Remember writers telling fast-paced, complex tales in a few hundred pages? Rbt A. Heinlein was such a one—his books are concise yet never rushed, richly plotted, never bloated. His '50s juveniles were among his best work. Here are 3: Tunnel in the Sky, Time for the Stars & Citizen of the Galaxy.Tunnel in the Sky: Just a test, but something went wrong. As part of a final exam, Rod Walker's Advanced Survival class was dropped thru a teleportation gate to an unknown location. A standard 10-day field exercise became an indefinite life-or-death struggle. Stranded beyond contact with Earth, divested of all luxuries & laws, they were forced to forge a future of their own—a future where sometimes not even the fittest survive. Time for the Stars: The ship Lewis & Clark sought worlds for overpopulated Earth to colonize.
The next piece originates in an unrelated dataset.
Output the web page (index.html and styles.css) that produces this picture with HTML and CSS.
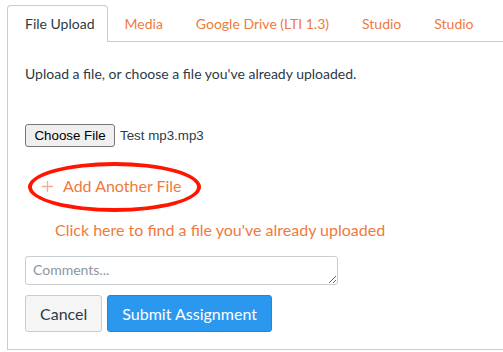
FILE: index.html
```html
<!DOCTYPE html>
<html lang="en">
<head>
  <meta charset="UTF-8" />
  <title>Submit Assignment</title>
  <link rel="stylesheet" href="styles.css">
</head>
<body>
  <div class="submission">
    <!-- Tabs -->
    <ul class="tabs">
      <li class="tabs__item active">File Upload</li>
      <li class="tabs__item">Media</li>
      <li class="tabs__item">Google Drive (LTI 1.3)</li>
      <li class="tabs__item">Studio</li>
      <li class="tabs__item">Studio</li>
    </ul>

    <!-- Panel -->
    <div class="panel">
      <p class="intro">Upload a file, or choose a file you've already uploaded.</p>

      <div class="file-row">
        <button class="file-btn">Choose File</button>
        <span class="file-name">Test mp3.mp3</span>
      </div>

      <div class="add-file">
        <svg class="plus" width="11" height="11" viewBox="0 0 11 11">
          <path d="M5.5 0v11M0 5.5h11" stroke="currentColor" stroke-width="1.3" fill="none" />
        </svg>
        Add Another File
        <span class="circle"></span>
      </div>

      <a class="find-link" href="#">Click here to find a file you've already uploaded</a>

      <textarea class="comments" placeholder="Comments..."></textarea>

      <div class="actions">
        <button class="btn">Cancel</button>
        <button class="btn btn--primary">Submit Assignment</button>
      </div>
    </div>
  </div>
</body>
</html>
```

FILE: styles.css
```css
:root {
  --text-color: #2d3b45;
  --border-color: #c7cdd1;
  --link-color: #ee7a3e;
  --primary-bg: #2b98f0;
  --mark-color: #ff1500;
}

body {
  font-family: 'Lato', sans-serif;
  margin: 0;
  padding: 0;
  background-color: #fff;
  color: var(--text-color);
  overflow: hidden;
}

.submission {
  margin: 5px 0 0 7px;
}

.tabs {
  display: flex;
  list-style: none;
  margin: 0;
  padding: 0;
  border-bottom: 1px solid var(--border-color);
}

.tabs__item {
  height: 35px;
  line-height: 35px;
  padding: 0 15px 0 16px;
  font-size: 14px;
  color: var(--link-color);
  border: 1px solid transparent;
  border-bottom: none;
  margin-bottom: -1px;
  white-space: nowrap;
}

.tabs__item.active {
  padding: 0 12px 0 17px;
  color: var(--text-color);
  background: #fff;
  border-color: var(--border-color);
  border-radius: 4px 4px 0 0;
  height: 36px;
}

.panel {
  border-left: 1px solid var(--border-color);
  border-bottom: 1px solid var(--border-color);
  padding: 0 0 17px 17px;
}

.intro {
  margin: 0;
  padding-top: 23px;
  font-size: 14px;
  line-height: 18px;
}

.file-row {
  display: flex;
  align-items: center;
  gap: 5px;
  margin-top: 41px;
  font-family: 'Liberation Sans', sans-serif;
  font-size: 13.33px;
}

.file-btn {
  font-family: 'Liberation Sans', sans-serif;
  font-size: 13.33px;
  color: #000;
  background: #efefef;
  border: 1px solid #767676;
  border-radius: 3px;
  height: 23px;
  width: 90px;
  padding: 0;
}

.add-file {
  position: relative;
  display: flex;
  align-items: center;
  width: 160px;
  margin: 29px 0 0 17px;
  font-size: 16px;
  line-height: 20px;
  color: var(--link-color);
}

.plus {
  margin-right: 10px;
  opacity: 0.6;
}

/* red annotation ring drawn over the link */
.circle {
  position: absolute;
  left: -14px;
  top: -14px;
  width: 165px;
  height: 42px;
  border: 4.5px solid var(--mark-color);
  border-radius: 50%;
}

.find-link {
  display: block;
  margin: 24px 0 0 30px;
  font-size: 16px;
  line-height: 20px;
  color: var(--link-color);
  text-decoration: none;
}

.comments {
  display: block;
  box-sizing: border-box;
  width: 313px;
  height: 29px;
  margin-top: 16px;
  padding: 4px 7px;
  font-family: 'Lato', sans-serif;
  font-size: 14px;
  border: 1px solid var(--border-color);
  border-radius: 3px;
  resize: vertical;
}

.comments::placeholder {
  color: #8b969e;
}

.actions {
  display: flex;
  gap: 5px;
  margin-top: 10px;
}

.btn {
  height: 37px;
  padding: 0 14px;
  font-family: 'Lato', sans-serif;
  font-size: 16px;
  color: var(--text-color);
  background: #f5f5f5;
  border: 1px solid var(--border-color);
  border-radius: 3px;
}

.btn--primary {
  color: #fff;
  background: var(--primary-bg);
  border-color: #1f88dd;
}
```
Twins Tom & Pat Bartlett participated. Scientists had discovered thoughts travel faster than light & the twins were telepathic. Pat remained on Earth, growing old, while Tom made a 70-year voyage. As the pioneer torchship discovered seemingly habitable new planets at Tau Ceti & Deneb Kaitos, messages Tom sent back spoke of disaster. Citizen of the Galaxy: Thorby had been taken from his parents & sold into slavery while young. His life had been under cruel masters on planets across the Terran Hegemony. His new owner was different. With the beggar, he found kindness & hope, not just for safety but for freedom. Baslim the Cripple was more than he seemed. He taught him a message that would take him to the stars. Thorby's true identity would stay secret thru his adventures with an odd society of traders, until service as a Terran Hegemony Guardsman brought him to his lost homeworld & destiny.
Author

Works of American science-fiction writer Robert Anson Heinlein include Stranger in a Strange Land (1961) and The Moon Is a Harsh Mistress (1966). People often call this novelist "the dean of science fiction writers", one of the most popular, influential, and controversial authors of "hard science fiction." He set a high standard for science and engineering plausibility and helped to raise the standards of literary quality of the genre. He was the first science-fiction writer to break into mainstream, general magazines such as The Saturday Evening Post, in the late 1940s. He was also among the first authors of bestselling, novel-length science fiction in the modern, mass-market era. Also wrote under Pen names: Anson McDonald, Lyle Monroe, Caleb Saunders, John Riverside and Simon York.